I am currently 22 weeks pregnant with a baby boy, so I hope that Fabienne and her little brother like and love each other and have a happy childhood together.
That Josh and I can provide a safe, happy, stable, loving, stimulating life for our children.
What advice would you offer to new and expectant mums: To trust your own instincts and to do what feels right for you, your baby and your family. Everyone is different and you can’t compare your experience as a mother to anyone elses.
I spent a lot of time worrying about the birth, I googled video’s to prepare…..if you’re doing this or thinking of doing this…DON’T!! Each birthing experience is completely different. Yes it hurts but it’s manageable and you get through it. I had a fairly traumatic labour and birth and as you’ve probably heard people say before within no time I was saying that I’d do it again….I was actually very proud of myself afterwards! Additionally it’s such a small part of the motherhood experience that after you’ve shared your birth story with your new ‘mummy’ friends it’s all over and you move on to discussing what your little one is or isn’t doing…… and that is the what you will talk about forever more!

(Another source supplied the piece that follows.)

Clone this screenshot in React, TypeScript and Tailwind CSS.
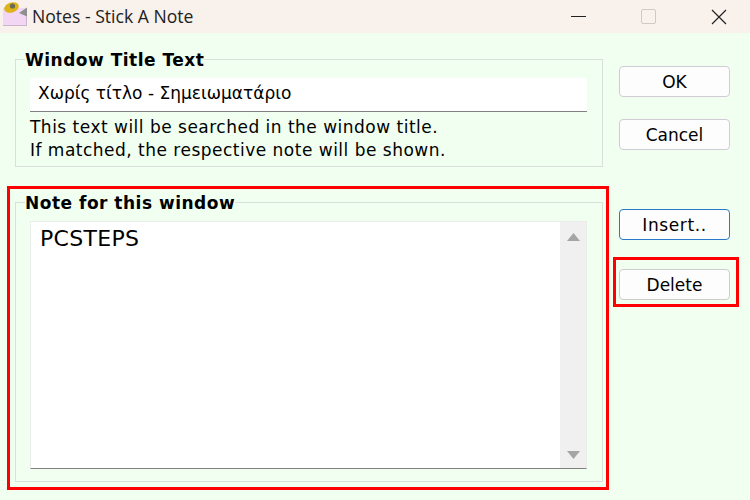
const dejavu = "font-['DejaVu_Sans',sans-serif]";

function Btn({ label, className = "" }: { label: string; className?: string }) {
  return (
    <button className={`h-[31px] w-[111px] rounded-[4px] border bg-[#fdfdfd] pt-[1px] text-[17px] leading-[28px] text-black ${className}`}>
      {label}
    </button>
  );
}

function Group({ title, className, children }: { title: string; className: string; children: React.ReactNode }) {
  return (
    <fieldset className={`m-0 w-[588px] border border-[#d9e0d9] pl-[14px] pr-[15px] ${className}`}>
      <legend className="ml-[-5px] px-0 pt-[2px] text-[17px] font-bold leading-[19px] tracking-[0.5px] text-black">{title}</legend>
      {children}
    </fieldset>
  );
}

export default function App() {
  return (
    <div className={`relative flex h-[500px] w-[750px] flex-col overflow-hidden bg-[#f0fff0] ${dejavu}`}>
      <div className="flex h-[33px] shrink-0 items-center bg-[#f8f1ec]">
        <svg width="25" height="26" viewBox="0 0 25 26" className="ml-[3px] mt-[-2px] overflow-visible">
          <rect x="0" y="5" width="24" height="18" fill="#f3d6f3" />
          <rect x="0" y="22" width="24" height="1" fill="#cdb4cd" />
          <rect x="23" y="8" width="1" height="15" fill="#cdb4cd" />
          <ellipse cx="8.5" cy="4.5" rx="7.5" ry="5" fill="#dcb318" transform="rotate(-18 8.5 4.5)" />
          <circle cx="9.5" cy="3" r="2.6" fill="#6b6a55" />
          <path d="M24 4.5 L16 10 L24 13.5 Z" fill="#8f8f8f" />
        </svg>
        <span className="ml-[4px] font-['Open_Sans',sans-serif] text-[17.6px] text-[#222]">Notes - Stick A Note</span>
        <div className="ml-auto flex items-center">
          <div className="h-px w-[15px] bg-[#222]" />
          <div className="ml-[55px] h-[15px] w-[15px] rounded-[2px] border border-[#cfcac6]" />
          <svg width="16" height="16" viewBox="0 0 16 16" className="ml-[55px] mr-[23px]">
            <path d="M1 1 L15 15 M15 1 L1 15" stroke="#222" strokeWidth="1.2" fill="none" />
          </svg>
        </div>
      </div>

      <div className="flex flex-1 pl-[15px]">
        <div className="flex flex-col">
          <Group title="Window Title Text" className="mt-[16px] h-[118px]">
            <div className="mt-[8px] flex h-[34px] items-center border-b border-b-[#808080] bg-white pb-[2px] pl-[8px] text-[17px] text-black">
              Χωρίς τίτλο - Σημειωματάριο
            </div>
            <p className="mt-[4px] text-[17px] leading-[23px] tracking-[0.49px] text-black">
              This text will be searched in the window title.
              <br />
              If matched, the respective note will be shown.
            </p>
          </Group>

          <Group title="Note for this window" className="mt-[25px] h-[290px]">
            <div className="mt-[8px] flex h-[248px] border border-[#ececec] border-b-[#808080] bg-white">
              <div className="flex-1 pl-[9px] pt-[4px] text-[22px] leading-[26px] tracking-[0.3px] text-black">PCSTEPS</div>
              <div className="flex w-[26px] flex-col items-center justify-between bg-[#f0f0f0] pb-[9px] pt-[11px]">
                <svg width="13" height="8" viewBox="0 0 13 8"><path d="M6.5 0 L13 8 L0 8 Z" fill="#a5a5a5" /></svg>
                <svg width="13" height="8" viewBox="0 0 13 8"><path d="M0 0 L13 0 L6.5 8 Z" fill="#a5a5a5" /></svg>
              </div>
            </div>
          </Group>
        </div>

        <div className="ml-[16px] flex flex-col pt-[33px]">
          <Btn label="OK" className="border-[#d0ccd4]" />
          <Btn label="Cancel" className="mt-[22px] border-[#d0ccd4]" />
          <Btn label="Insert.." className="mt-[59px] border-[#2a78c8] tracking-[0.6px]" />
          <Btn label="Delete" className="mt-[29px] border-[#cfcccc]" />
        </div>
      </div>

      <div className="absolute left-[7px] top-[186px] h-[304px] w-[602px] border-[3px] border-[#ff0000]" />
      <div className="absolute left-[613px] top-[257px] h-[50px] w-[126px] border-[3px] border-[#ff0000]" />
    </div>
  );
}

Make friends with local mums, go to groups. Surestart centres are brilliant. It’s weird at first, it’s like going back to starting school again and can be a bit daunting, but everyone is in the same boat and going through the same things. You can ask advice, help each other and have fun keeping busy together during your maternity leave. I don’t know what I would have done without the group of mums that I met, they became great friends and I think we’ll always be in touch since we went through such a life changing time together and it really is lovely to see all our little ones growing up.
And the old favourites:
Rest up as much as you can before the birth there is no chill time afterwards!
Try to enjoy every second they really do grow so fast!